I would personally recommend the SafePal for beginners and for more advanced users, I would say that you’re best off with the Cobo Vault.
Tamper Protection (Hardware Wallets Only)
The final factor in regards to security which we look for applies only to hardware wallets. These are devices which store your private keys offline in a physical device, kind of like a USB memory stick or a small tablet. A common method for hackers to gain access to hardware wallets actually occurs before you even accept delivery of it! It’s been known that before delivery, people have tampered with hardware wallets so that later on when you put your cryptocurrencies on it, they send them out to their accounts – sneaky, right?! Most hardware wallet companies have become wise to this security vulnerability now and tamper-proofed their devices, some more than others. So when buying a cryptocurrency hardware wallet, you need to make sure that there is some kind of tamper-protection features on the device. In terms of tamper-proofing and all-round security, I would recommend buying the Ellipal Titan, it’s reasonably priced and by far the most secure on the market in my humble opinion.
When assessing crypto wallets, we also look at the functionality of the application to decide where it should be ranked. We used the following factors when producing the ultimate crypto wallet rankings at the top of this page.
Not having to have several wallets for different currencies is the dream. It’s great when you can have a wallet which is multi-currency, meaning that you can store more than just one crypto on the wallet (the more the better in my opinion). On the other hand, the wallet shouldn’t compromise on security to have more assets for example. A common multi-currency wallet supports currencies like Bitcoin (BTC), Ethereum (ETH), Litecoin (LTC) and XRP (XRP). My personal preference when it comes to multi-currency wallets is the Sugi Wallet, it’s slick and supports a wide range of different cryptos.
The majority of Blockchains require a small fee (usually less than a dollar) to complete transactions in a decentralised manner. Some wallets don’t even give you a choice when it comes to the fee, they decide for you. This is fine for beginners, but for those a bit more familiar with cryptocurrency may wish to decide how much they pay for the transfer. Wallets which give you the option to decide your fee or just use their recommended fee are perfect and those who don’t let you choose aren’t as good for me. Most hardware wallets like the Ledger Nano X let you choose your own fee whereas wallets like Coinbase don’t give you a choice.
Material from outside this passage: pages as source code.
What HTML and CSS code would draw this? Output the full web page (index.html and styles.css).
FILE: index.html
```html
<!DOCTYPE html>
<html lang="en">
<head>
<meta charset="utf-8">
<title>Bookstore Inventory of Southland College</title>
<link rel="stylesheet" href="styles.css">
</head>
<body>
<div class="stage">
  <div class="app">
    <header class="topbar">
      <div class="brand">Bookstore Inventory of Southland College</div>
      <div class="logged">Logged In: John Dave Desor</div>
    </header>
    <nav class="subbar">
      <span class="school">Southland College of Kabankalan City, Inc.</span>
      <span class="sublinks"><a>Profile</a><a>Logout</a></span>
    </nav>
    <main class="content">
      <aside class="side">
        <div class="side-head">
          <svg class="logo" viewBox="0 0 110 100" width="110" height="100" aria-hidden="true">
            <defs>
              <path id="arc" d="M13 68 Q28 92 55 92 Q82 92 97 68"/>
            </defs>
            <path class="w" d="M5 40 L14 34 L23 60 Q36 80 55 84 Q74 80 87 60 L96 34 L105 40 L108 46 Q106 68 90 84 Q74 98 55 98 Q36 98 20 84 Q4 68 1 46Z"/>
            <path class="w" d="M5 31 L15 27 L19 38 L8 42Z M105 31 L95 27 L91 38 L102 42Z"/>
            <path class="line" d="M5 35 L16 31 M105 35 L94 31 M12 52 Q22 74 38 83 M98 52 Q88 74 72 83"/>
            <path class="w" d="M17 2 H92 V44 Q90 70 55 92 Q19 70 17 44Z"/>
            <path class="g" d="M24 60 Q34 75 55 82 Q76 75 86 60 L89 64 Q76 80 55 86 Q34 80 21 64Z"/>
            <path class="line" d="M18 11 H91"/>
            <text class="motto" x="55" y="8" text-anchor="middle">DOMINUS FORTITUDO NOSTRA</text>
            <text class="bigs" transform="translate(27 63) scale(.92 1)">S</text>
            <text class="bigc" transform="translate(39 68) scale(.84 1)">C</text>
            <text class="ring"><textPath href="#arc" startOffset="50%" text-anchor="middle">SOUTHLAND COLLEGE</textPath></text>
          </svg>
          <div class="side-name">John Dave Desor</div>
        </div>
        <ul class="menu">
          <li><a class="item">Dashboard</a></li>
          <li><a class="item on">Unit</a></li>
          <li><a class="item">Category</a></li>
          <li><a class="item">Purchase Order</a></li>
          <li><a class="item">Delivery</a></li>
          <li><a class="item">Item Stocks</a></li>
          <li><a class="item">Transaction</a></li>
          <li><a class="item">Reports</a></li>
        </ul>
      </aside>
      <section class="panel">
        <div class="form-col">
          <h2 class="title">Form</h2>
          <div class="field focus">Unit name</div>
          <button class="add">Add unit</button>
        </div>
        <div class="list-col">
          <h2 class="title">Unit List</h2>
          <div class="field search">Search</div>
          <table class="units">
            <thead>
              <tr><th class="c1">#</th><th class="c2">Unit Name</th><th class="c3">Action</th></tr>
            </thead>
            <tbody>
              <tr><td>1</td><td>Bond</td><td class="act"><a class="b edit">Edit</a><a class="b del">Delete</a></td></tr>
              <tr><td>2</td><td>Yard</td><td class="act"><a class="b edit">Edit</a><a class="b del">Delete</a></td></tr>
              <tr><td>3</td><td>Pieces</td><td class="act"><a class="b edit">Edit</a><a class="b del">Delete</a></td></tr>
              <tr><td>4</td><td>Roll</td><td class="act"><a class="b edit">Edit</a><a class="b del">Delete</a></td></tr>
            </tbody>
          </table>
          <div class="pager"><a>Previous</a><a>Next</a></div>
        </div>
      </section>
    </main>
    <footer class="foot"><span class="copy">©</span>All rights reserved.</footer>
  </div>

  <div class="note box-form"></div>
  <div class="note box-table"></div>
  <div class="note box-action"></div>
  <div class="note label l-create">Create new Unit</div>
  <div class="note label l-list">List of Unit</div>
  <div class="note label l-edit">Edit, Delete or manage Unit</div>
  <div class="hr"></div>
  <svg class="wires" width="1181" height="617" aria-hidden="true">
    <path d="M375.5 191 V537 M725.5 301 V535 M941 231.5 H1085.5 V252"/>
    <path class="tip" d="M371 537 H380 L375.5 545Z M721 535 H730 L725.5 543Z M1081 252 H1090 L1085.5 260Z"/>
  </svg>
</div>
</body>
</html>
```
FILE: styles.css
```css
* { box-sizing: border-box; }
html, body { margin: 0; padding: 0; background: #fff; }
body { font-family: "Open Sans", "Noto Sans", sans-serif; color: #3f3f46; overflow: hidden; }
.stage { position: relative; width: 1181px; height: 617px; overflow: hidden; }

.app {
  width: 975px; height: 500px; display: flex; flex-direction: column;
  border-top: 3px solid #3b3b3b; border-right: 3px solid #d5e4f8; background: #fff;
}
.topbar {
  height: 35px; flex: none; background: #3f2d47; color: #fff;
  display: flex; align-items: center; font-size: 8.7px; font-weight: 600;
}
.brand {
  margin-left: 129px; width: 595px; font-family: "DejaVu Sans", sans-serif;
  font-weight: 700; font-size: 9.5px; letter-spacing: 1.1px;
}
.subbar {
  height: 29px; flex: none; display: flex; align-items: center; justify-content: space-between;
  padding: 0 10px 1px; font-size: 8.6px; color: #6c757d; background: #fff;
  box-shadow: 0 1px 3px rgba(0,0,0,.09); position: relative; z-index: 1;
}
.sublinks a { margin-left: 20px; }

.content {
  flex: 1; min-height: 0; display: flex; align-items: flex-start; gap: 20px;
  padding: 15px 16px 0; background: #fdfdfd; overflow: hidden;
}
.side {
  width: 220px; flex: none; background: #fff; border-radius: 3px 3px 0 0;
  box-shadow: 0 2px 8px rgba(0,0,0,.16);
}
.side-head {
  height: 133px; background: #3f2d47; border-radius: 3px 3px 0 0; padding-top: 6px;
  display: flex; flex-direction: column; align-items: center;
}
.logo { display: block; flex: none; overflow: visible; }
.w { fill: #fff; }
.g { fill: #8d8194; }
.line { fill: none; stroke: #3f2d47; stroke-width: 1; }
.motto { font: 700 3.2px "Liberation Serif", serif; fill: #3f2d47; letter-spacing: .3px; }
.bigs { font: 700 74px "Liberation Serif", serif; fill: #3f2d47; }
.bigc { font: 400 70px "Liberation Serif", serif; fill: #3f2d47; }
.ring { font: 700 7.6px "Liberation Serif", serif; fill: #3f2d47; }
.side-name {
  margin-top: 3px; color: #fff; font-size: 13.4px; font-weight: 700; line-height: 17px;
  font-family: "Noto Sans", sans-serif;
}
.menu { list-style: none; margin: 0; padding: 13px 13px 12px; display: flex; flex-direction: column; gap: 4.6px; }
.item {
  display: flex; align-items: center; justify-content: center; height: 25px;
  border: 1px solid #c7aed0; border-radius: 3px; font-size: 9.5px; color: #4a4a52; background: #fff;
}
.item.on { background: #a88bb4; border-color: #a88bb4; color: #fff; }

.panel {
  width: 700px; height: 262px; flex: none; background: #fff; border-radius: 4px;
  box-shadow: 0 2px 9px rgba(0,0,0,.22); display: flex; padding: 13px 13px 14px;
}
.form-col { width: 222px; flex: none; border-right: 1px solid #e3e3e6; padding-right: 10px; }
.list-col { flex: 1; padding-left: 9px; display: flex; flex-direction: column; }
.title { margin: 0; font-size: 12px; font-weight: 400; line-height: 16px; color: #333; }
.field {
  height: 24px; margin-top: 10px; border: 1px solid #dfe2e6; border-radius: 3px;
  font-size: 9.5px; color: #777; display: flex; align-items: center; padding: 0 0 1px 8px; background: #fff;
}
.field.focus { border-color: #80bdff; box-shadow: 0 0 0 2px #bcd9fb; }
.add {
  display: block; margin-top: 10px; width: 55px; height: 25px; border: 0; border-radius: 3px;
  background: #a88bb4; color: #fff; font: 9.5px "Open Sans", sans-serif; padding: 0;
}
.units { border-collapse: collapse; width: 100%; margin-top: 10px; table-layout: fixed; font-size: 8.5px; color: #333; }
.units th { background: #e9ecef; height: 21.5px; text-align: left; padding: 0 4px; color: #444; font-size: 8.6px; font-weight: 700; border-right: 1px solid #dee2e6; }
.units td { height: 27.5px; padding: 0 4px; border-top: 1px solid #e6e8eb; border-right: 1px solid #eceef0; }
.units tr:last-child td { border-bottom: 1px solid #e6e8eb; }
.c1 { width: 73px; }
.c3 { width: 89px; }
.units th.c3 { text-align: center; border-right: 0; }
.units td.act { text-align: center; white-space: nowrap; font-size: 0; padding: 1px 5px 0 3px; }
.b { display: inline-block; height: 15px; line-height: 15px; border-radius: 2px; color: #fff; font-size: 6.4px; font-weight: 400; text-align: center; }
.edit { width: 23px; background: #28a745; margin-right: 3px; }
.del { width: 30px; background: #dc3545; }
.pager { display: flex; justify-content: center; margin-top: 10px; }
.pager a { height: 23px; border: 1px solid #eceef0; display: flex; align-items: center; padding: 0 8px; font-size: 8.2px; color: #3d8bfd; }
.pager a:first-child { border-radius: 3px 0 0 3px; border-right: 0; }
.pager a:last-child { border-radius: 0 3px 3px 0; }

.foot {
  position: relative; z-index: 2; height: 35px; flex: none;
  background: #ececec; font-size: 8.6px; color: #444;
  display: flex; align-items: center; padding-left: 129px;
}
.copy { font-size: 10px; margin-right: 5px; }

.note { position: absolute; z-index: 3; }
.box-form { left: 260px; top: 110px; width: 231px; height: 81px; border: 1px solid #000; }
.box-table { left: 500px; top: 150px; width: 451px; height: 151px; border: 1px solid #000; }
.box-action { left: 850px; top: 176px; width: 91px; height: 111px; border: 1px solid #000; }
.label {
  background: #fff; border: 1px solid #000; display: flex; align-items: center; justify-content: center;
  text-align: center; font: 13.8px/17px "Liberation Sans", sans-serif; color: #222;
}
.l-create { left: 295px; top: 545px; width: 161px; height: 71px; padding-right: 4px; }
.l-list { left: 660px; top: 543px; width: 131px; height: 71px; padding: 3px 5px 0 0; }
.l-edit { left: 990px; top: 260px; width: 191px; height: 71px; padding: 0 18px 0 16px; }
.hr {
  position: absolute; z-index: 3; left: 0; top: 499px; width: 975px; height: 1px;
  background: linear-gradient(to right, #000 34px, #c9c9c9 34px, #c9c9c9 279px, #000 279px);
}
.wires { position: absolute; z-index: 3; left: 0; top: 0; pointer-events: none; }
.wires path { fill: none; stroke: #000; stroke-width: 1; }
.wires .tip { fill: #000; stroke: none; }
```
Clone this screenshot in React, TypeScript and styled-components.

An added privacy feature which some wallets provide is where each time you use the wallet address, a new one is generated so that no-one can track your incoming payments and where you send crypto onto. The wallets that do this don’t delete your old addresses, you can still access them, but it recommends that you use the new one for privacy. I think that this is a neat feature which all wallets should offer, but not many do, unfortunately. For this feature, I recommend getting the Swiss-made BitBox wallet, it automatically generates a new address each time, I love using this wallet because they’ve even thought of little things like this which have a big impact on privacy.
Do you know those weird black and white squares which never really went mainstream? Well, they did in the crypto world. Cryptocurrency wallet addresses are usually quite long and a resemble the time when you randomly smack your keyboard and typing out long strings of random characters can be difficult and time-consuming. Can you imagine being at the checkout with a long queue behind you and spending 10 minutes entering their receiving address just to get one letter wrong in the end? For this reason, QR codes are widely used in crypto wallets to send and receive cryptocurrencies. Many wallets offer the functionality, but there are some which don’t. In making this ultimate guide to the best crypto wallets, we ranked wallets with QR compatibility higher than those without it. This feature is especially important with mobile wallets. The Abra mobile crypto wallet is well-known for being QR-ready and they even make it look cool by incorporating the crypto in the QR code.
Of course, it’s not just functionality and security that we look at, although they are the most important factors to consider when getting a cryptocurrency wallet. We also asses the design of a wallet, as it can improve the overall user experience and make it easier for cryptocurrencies to be adopted. So, with this in mind, let’s take a look at some of the most well-designed wallets.
- Sugi: nice modern feel hybrid wallet with multi-currency support
- Blockchain: great colour scheme and user interface
- Ledger: amazing interface for a hardware wallet
Crypto Wallets You Should Avoid
The cryptocurrency landscape is usually safe so long as you use trusted products and services, but of course, there are people out there attempting to cause harm by scamming innocent victims. To help as much as I can with this, I’ve put together a list of wallets which you should avoid due to lack of information or other red flags like closed-source code and anonymous developers which are potential scams.
- Flare Wallet
- Satowallet (offline now)
Cryptocurrency Wallet FAQs
I know it’s hard to believe, but there’s a lot of questions which I haven’t answered yet in this guide. This section will cover some of the most frequently asked questions about Bitcoin & cryptocurrency wallets.
How do Cryptocurrency wallets work?
Crypto wallets work by giving the user an ability to sign a transaction on a blockchain. They also show the balances for their connected accounts by scanning the blockchain for the cryptocurrency constantly. Most wallets store a complete version of the blockchain on their servers and then your wallet interacts with the server to complete actions.
Which Crypto wallet supports the most coins?
The Ellipal Titan supports the most cryptocurrencies of any wallet available on the market with a huge number of 7000+ supported coins.
Do you need a wallet?
Yes, it’s recommended that you use a sepeate wallet to a cryptocurrency exchange for utmost security. If the exchange gets hacked, you might not be able to recover your funds.
What is a private key?
A private key is a string of letters and numbers which is used to verify transactions on a blockchain. You could say that it is a bit like a password you would use to login to your email for example.